**Given data**
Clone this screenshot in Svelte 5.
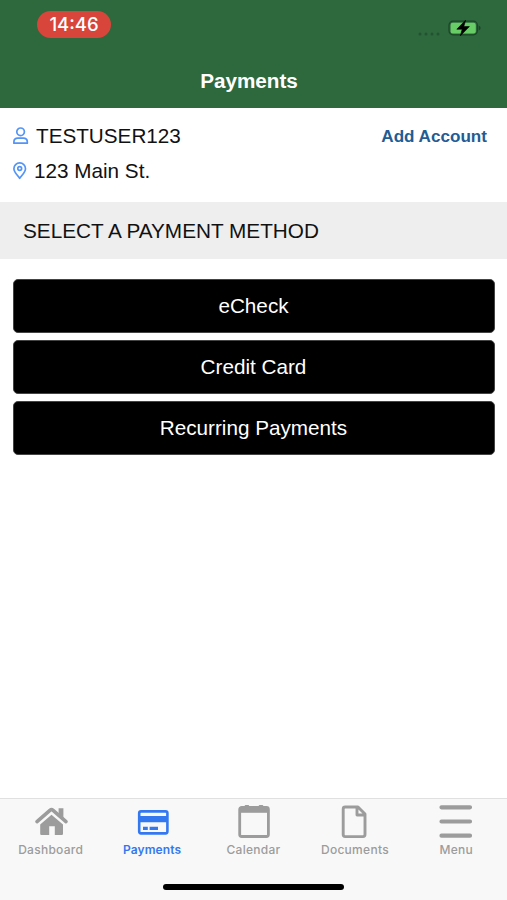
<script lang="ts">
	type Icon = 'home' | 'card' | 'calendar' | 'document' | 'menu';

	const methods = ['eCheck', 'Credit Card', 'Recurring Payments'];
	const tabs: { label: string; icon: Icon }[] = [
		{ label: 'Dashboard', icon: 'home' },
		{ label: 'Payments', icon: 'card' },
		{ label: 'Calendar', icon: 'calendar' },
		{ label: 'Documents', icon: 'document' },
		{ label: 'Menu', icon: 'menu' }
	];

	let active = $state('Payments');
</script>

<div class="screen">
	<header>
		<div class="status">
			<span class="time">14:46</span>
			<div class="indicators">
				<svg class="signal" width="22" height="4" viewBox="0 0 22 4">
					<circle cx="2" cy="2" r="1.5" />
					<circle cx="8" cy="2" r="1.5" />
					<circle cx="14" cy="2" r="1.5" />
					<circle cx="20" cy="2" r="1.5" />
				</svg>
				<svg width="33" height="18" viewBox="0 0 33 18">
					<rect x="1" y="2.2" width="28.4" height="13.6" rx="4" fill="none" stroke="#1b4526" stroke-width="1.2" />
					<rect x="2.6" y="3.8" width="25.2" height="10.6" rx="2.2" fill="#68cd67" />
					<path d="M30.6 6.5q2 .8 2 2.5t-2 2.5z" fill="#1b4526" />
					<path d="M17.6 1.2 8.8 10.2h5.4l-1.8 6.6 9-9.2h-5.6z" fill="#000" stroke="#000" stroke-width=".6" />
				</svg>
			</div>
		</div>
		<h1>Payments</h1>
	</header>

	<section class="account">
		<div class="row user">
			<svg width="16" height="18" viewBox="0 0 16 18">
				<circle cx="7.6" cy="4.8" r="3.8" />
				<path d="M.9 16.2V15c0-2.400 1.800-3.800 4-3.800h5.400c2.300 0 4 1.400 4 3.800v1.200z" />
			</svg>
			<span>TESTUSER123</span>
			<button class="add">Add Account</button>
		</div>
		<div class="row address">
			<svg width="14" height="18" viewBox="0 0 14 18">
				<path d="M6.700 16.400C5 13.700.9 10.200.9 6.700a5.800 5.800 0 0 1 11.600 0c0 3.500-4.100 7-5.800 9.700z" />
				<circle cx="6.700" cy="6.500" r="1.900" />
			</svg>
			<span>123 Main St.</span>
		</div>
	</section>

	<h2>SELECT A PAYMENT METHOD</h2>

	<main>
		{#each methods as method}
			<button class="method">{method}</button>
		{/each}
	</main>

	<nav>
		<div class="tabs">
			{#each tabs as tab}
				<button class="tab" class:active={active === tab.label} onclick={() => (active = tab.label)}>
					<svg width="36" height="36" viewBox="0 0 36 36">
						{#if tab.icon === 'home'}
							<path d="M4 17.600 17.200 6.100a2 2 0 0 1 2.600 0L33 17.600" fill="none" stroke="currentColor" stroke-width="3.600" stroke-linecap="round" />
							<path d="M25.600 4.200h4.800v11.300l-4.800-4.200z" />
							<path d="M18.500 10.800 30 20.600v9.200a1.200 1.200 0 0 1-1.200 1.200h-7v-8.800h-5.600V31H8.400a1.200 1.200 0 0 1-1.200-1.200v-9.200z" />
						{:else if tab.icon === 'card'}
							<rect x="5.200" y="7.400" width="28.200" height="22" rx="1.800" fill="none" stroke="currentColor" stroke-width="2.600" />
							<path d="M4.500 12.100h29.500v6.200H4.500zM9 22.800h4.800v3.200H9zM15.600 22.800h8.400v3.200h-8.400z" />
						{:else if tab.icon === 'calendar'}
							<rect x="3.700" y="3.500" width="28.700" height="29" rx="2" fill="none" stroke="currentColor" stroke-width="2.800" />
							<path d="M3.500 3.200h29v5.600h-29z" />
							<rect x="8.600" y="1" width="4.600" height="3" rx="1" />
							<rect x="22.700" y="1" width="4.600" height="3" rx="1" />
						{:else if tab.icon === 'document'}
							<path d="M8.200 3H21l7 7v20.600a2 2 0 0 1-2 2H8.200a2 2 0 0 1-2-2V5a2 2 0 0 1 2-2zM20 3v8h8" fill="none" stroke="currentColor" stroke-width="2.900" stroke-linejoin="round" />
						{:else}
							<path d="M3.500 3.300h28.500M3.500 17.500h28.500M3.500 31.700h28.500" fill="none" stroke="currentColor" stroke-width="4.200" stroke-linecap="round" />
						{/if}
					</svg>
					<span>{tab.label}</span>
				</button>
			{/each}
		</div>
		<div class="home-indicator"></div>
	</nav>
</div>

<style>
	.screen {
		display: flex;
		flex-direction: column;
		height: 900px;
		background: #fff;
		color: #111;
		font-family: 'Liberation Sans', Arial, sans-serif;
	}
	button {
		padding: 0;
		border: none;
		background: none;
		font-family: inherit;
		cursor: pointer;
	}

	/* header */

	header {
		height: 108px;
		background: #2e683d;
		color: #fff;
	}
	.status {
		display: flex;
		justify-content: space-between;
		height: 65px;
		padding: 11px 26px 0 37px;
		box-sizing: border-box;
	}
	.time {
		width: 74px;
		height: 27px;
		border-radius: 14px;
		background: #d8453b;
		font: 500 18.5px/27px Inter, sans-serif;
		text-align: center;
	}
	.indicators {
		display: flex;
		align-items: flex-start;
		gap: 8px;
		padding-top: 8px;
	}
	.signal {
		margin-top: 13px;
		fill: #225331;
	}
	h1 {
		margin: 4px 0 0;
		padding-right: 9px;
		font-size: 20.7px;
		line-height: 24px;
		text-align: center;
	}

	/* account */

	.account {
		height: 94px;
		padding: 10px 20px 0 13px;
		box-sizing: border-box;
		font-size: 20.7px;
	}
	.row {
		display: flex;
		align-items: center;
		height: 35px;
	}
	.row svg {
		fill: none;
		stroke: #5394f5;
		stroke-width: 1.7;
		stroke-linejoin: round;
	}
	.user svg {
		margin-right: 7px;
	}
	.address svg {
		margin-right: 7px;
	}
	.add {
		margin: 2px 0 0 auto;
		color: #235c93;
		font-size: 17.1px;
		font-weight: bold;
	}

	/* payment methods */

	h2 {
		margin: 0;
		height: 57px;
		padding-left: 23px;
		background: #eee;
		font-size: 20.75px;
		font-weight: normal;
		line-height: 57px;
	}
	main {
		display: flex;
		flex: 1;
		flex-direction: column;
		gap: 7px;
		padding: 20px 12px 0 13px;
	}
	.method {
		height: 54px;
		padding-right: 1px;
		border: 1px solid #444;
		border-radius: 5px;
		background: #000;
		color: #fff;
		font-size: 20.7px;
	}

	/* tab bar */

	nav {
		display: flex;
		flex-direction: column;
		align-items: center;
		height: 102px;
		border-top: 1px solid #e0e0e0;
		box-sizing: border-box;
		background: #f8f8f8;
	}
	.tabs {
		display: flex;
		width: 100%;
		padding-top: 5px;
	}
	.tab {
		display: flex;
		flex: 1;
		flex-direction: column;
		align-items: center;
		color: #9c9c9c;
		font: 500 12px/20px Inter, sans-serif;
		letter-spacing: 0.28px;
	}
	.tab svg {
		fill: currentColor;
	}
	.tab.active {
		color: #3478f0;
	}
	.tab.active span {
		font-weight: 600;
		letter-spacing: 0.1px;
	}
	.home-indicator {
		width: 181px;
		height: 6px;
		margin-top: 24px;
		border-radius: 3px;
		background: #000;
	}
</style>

**Exercise brief**
Without including any picture, repeat the data exactly.

**Result**
Clone this screenshot in Svelte 5.
<script lang="ts">
	type Icon = 'home' | 'card' | 'calendar' | 'document' | 'menu';

	const methods = ['eCheck', 'Credit Card', 'Recurring Payments'];
	const tabs: { label: string; icon: Icon }[] = [
		{ label: 'Dashboard', icon: 'home' },
		{ label: 'Payments', icon: 'card' },
		{ label: 'Calendar', icon: 'calendar' },
		{ label: 'Documents', icon: 'document' },
		{ label: 'Menu', icon: 'menu' }
	];

	let active = $state('Payments');
</script>

<div class="screen">
	<header>
		<div class="status">
			<span class="time">14:46</span>
			<div class="indicators">
				<svg class="signal" width="22" height="4" viewBox="0 0 22 4">
					<circle cx="2" cy="2" r="1.5" />
					<circle cx="8" cy="2" r="1.5" />
					<circle cx="14" cy="2" r="1.5" />
					<circle cx="20" cy="2" r="1.5" />
				</svg>
				<svg width="33" height="18" viewBox="0 0 33 18">
					<rect x="1" y="2.2" width="28.4" height="13.6" rx="4" fill="none" stroke="#1b4526" stroke-width="1.2" />
					<rect x="2.6" y="3.8" width="25.2" height="10.6" rx="2.2" fill="#68cd67" />
					<path d="M30.6 6.5q2 .8 2 2.5t-2 2.5z" fill="#1b4526" />
					<path d="M17.6 1.2 8.8 10.2h5.4l-1.8 6.6 9-9.2h-5.6z" fill="#000" stroke="#000" stroke-width=".6" />
				</svg>
			</div>
		</div>
		<h1>Payments</h1>
	</header>

	<section class="account">
		<div class="row user">
			<svg width="16" height="18" viewBox="0 0 16 18">
				<circle cx="7.6" cy="4.8" r="3.8" />
				<path d="M.9 16.2V15c0-2.400 1.800-3.800 4-3.800h5.400c2.300 0 4 1.400 4 3.800v1.200z" />
			</svg>
			<span>TESTUSER123</span>
			<button class="add">Add Account</button>
		</div>
		<div class="row address">
			<svg width="14" height="18" viewBox="0 0 14 18">
				<path d="M6.700 16.400C5 13.700.9 10.200.9 6.700a5.800 5.800 0 0 1 11.600 0c0 3.500-4.100 7-5.800 9.700z" />
				<circle cx="6.700" cy="6.500" r="1.900" />
			</svg>
			<span>123 Main St.</span>
		</div>
	</section>

	<h2>SELECT A PAYMENT METHOD</h2>

	<main>
		{#each methods as method}
			<button class="method">{method}</button>
		{/each}
	</main>

	<nav>
		<div class="tabs">
			{#each tabs as tab}
				<button class="tab" class:active={active === tab.label} onclick={() => (active = tab.label)}>
					<svg width="36" height="36" viewBox="0 0 36 36">
						{#if tab.icon === 'home'}
							<path d="M4 17.600 17.200 6.100a2 2 0 0 1 2.600 0L33 17.600" fill="none" stroke="currentColor" stroke-width="3.600" stroke-linecap="round" />
							<path d="M25.600 4.200h4.800v11.300l-4.800-4.200z" />
							<path d="M18.500 10.800 30 20.600v9.200a1.200 1.200 0 0 1-1.200 1.200h-7v-8.800h-5.600V31H8.400a1.200 1.200 0 0 1-1.200-1.200v-9.200z" />
						{:else if tab.icon === 'card'}
							<rect x="5.200" y="7.400" width="28.200" height="22" rx="1.800" fill="none" stroke="currentColor" stroke-width="2.600" />
							<path d="M4.500 12.100h29.500v6.200H4.500zM9 22.800h4.800v3.200H9zM15.600 22.800h8.400v3.200h-8.400z" />
						{:else if tab.icon === 'calendar'}
							<rect x="3.700" y="3.500" width="28.700" height="29" rx="2" fill="none" stroke="currentColor" stroke-width="2.800" />
							<path d="M3.500 3.200h29v5.600h-29z" />
							<rect x="8.600" y="1" width="4.600" height="3" rx="1" />
							<rect x="22.700" y="1" width="4.600" height="3" rx="1" />
						{:else if tab.icon === 'document'}
							<path d="M8.200 3H21l7 7v20.600a2 2 0 0 1-2 2H8.200a2 2 0 0 1-2-2V5a2 2 0 0 1 2-2zM20 3v8h8" fill="none" stroke="currentColor" stroke-width="2.900" stroke-linejoin="round" />
						{:else}
							<path d="M3.500 3.300h28.500M3.500 17.500h28.500M3.500 31.700h28.500" fill="none" stroke="currentColor" stroke-width="4.200" stroke-linecap="round" />
						{/if}
					</svg>
					<span>{tab.label}</span>
				</button>
			{/each}
		</div>
		<div class="home-indicator"></div>
	</nav>
</div>

<style>
	.screen {
		display: flex;
		flex-direction: column;
		height: 900px;
		background: #fff;
		color: #111;
		font-family: 'Liberation Sans', Arial, sans-serif;
	}
	button {
		padding: 0;
		border: none;
		background: none;
		font-family: inherit;
		cursor: pointer;
	}

	/* header */

	header {
		height: 108px;
		background: #2e683d;
		color: #fff;
	}
	.status {
		display: flex;
		justify-content: space-between;
		height: 65px;
		padding: 11px 26px 0 37px;
		box-sizing: border-box;
	}
	.time {
		width: 74px;
		height: 27px;
		border-radius: 14px;
		background: #d8453b;
		font: 500 18.5px/27px Inter, sans-serif;
		text-align: center;
	}
	.indicators {
		display: flex;
		align-items: flex-start;
		gap: 8px;
		padding-top: 8px;
	}
	.signal {
		margin-top: 13px;
		fill: #225331;
	}
	h1 {
		margin: 4px 0 0;
		padding-right: 9px;
		font-size: 20.7px;
		line-height: 24px;
		text-align: center;
	}

	/* account */

	.account {
		height: 94px;
		padding: 10px 20px 0 13px;
		box-sizing: border-box;
		font-size: 20.7px;
	}
	.row {
		display: flex;
		align-items: center;
		height: 35px;
	}
	.row svg {
		fill: none;
		stroke: #5394f5;
		stroke-width: 1.7;
		stroke-linejoin: round;
	}
	.user svg {
		margin-right: 7px;
	}
	.address svg {
		margin-right: 7px;
	}
	.add {
		margin: 2px 0 0 auto;
		color: #235c93;
		font-size: 17.1px;
		font-weight: bold;
	}

	/* payment methods */

	h2 {
		margin: 0;
		height: 57px;
		padding-left: 23px;
		background: #eee;
		font-size: 20.75px;
		font-weight: normal;
		line-height: 57px;
	}
	main {
		display: flex;
		flex: 1;
		flex-direction: column;
		gap: 7px;
		padding: 20px 12px 0 13px;
	}
	.method {
		height: 54px;
		padding-right: 1px;
		border: 1px solid #444;
		border-radius: 5px;
		background: #000;
		color: #fff;
		font-size: 20.7px;
	}

	/* tab bar */

	nav {
		display: flex;
		flex-direction: column;
		align-items: center;
		height: 102px;
		border-top: 1px solid #e0e0e0;
		box-sizing: border-box;
		background: #f8f8f8;
	}
	.tabs {
		display: flex;
		width: 100%;
		padding-top: 5px;
	}
	.tab {
		display: flex;
		flex: 1;
		flex-direction: column;
		align-items: center;
		color: #9c9c9c;
		font: 500 12px/20px Inter, sans-serif;
		letter-spacing: 0.28px;
	}
	.tab svg {
		fill: currentColor;
	}
	.tab.active {
		color: #3478f0;
	}
	.tab.active span {
		font-weight: 600;
		letter-spacing: 0.1px;
	}
	.home-indicator {
		width: 181px;
		height: 6px;
		margin-top: 24px;
		border-radius: 3px;
		background: #000;
	}
</style>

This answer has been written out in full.